Published February 27, 2009

Diana Wong / Staff Photographer

If you are looking for a cozy, shop-around-the-corner bookstore, do not, under any circumstances, take the 1 train to Columbus Circle, turn on Broadway, and walk down West 57th Street. If, however, you are an art aficionado, a fashionista, European, or would like to be some combination of the above, you most certainly should consider taking the trip to Rizzoli Bookstore.

The physical building itself is actually worth the ride. Yet, even its aesthetically pleasing window displays don’t prepare patrons for the visual feast awaiting them on the other side of its heavy doors. Rizzoli’s books sit on wooden shelves, which perfectly complement the staircase’s railing. There are chandeliers on every floor, and the molding on the ceilings is strikingly beautiful. As one employee explained, Rizzoli is home to “enjoyable architecture.” Her co-worker agreed that it’s a “pretty place.” If Rizzoli didn’t actually sell anything, it would be worth going there anyway.

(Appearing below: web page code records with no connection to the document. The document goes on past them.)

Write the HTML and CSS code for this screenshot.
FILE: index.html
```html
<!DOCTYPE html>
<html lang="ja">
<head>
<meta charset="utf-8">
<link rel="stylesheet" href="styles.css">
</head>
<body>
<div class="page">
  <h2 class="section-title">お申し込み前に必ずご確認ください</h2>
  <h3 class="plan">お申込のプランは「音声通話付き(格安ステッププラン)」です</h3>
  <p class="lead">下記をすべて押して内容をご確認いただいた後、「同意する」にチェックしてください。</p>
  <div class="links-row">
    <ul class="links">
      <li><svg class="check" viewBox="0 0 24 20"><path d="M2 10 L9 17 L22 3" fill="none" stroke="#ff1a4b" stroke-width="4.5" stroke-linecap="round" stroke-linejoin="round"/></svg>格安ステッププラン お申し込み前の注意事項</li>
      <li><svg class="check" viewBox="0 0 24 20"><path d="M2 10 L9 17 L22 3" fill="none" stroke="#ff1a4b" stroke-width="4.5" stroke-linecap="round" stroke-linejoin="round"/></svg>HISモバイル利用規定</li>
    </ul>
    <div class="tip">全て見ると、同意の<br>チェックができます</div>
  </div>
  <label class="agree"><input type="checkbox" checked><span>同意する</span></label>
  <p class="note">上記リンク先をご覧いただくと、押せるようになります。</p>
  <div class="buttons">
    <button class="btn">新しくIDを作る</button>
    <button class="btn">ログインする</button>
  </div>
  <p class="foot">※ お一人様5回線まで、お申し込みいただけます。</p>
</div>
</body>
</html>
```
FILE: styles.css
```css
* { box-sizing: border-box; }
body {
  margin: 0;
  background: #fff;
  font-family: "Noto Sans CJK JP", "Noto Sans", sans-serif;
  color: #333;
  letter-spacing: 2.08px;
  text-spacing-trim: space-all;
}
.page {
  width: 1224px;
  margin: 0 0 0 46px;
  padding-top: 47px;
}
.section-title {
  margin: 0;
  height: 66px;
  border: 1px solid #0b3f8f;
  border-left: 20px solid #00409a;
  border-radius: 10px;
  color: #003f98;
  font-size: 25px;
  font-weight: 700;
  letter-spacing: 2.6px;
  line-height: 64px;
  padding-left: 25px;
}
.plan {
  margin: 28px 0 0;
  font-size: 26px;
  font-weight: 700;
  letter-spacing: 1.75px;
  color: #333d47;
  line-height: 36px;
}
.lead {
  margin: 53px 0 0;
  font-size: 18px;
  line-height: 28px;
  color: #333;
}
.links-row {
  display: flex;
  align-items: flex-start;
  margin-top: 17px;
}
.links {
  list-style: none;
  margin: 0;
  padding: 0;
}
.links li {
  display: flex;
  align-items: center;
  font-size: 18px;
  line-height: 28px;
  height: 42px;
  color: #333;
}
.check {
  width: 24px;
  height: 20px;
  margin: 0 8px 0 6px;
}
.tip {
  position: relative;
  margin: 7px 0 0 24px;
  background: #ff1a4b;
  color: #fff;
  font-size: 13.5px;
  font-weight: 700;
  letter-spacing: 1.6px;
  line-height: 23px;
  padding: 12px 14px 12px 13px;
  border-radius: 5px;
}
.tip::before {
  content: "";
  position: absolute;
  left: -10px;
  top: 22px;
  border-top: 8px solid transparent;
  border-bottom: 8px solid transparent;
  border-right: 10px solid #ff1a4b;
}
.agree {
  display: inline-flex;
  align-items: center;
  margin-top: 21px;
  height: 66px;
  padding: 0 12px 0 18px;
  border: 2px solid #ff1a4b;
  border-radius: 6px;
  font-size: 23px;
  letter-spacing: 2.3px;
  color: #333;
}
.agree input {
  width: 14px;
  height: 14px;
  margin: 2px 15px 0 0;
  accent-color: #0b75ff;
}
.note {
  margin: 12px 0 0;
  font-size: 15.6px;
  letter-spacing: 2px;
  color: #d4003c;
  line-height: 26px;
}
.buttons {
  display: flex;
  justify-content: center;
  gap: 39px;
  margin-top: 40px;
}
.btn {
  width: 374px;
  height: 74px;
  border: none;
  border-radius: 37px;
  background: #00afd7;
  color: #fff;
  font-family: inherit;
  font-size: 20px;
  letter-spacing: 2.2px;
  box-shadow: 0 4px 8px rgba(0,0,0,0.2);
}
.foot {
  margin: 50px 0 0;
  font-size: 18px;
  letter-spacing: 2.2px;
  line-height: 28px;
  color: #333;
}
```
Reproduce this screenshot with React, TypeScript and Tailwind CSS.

Rizzoli does, however, have plenty to sell. It is an Italian-language bookstore (complete with Italian-speaking customers), featuring plenty of Italian books, European periodicals, and a well stocked travel section. Calling it only an Italian-language bookstore, however, would be like calling Italy only the land where the Romans once ruled. True? Yes. Complete picture? Absolutely not.

As a Rizzoli employee noted, “We have a lot of books about fashion, design, and art.” But the store’s wares don’t end there: an entire section houses works relating to religion, a substantial music section sells appealing alternatives to Top 40 hits, and yet another portion of the store offers a well stocked but idiosyncratic space for DVDs.

The only seating is in the back of the third floor (in the children’s section), and they don’t sell coffee, but the service is personable, and going to Rizzoli does make for “more of an enjoyable shopping experience,” as the saying goes.

True, you won’t be able to curl up with a book. But who ever curled up with the complete collection of Michelangelo’s works, anyway?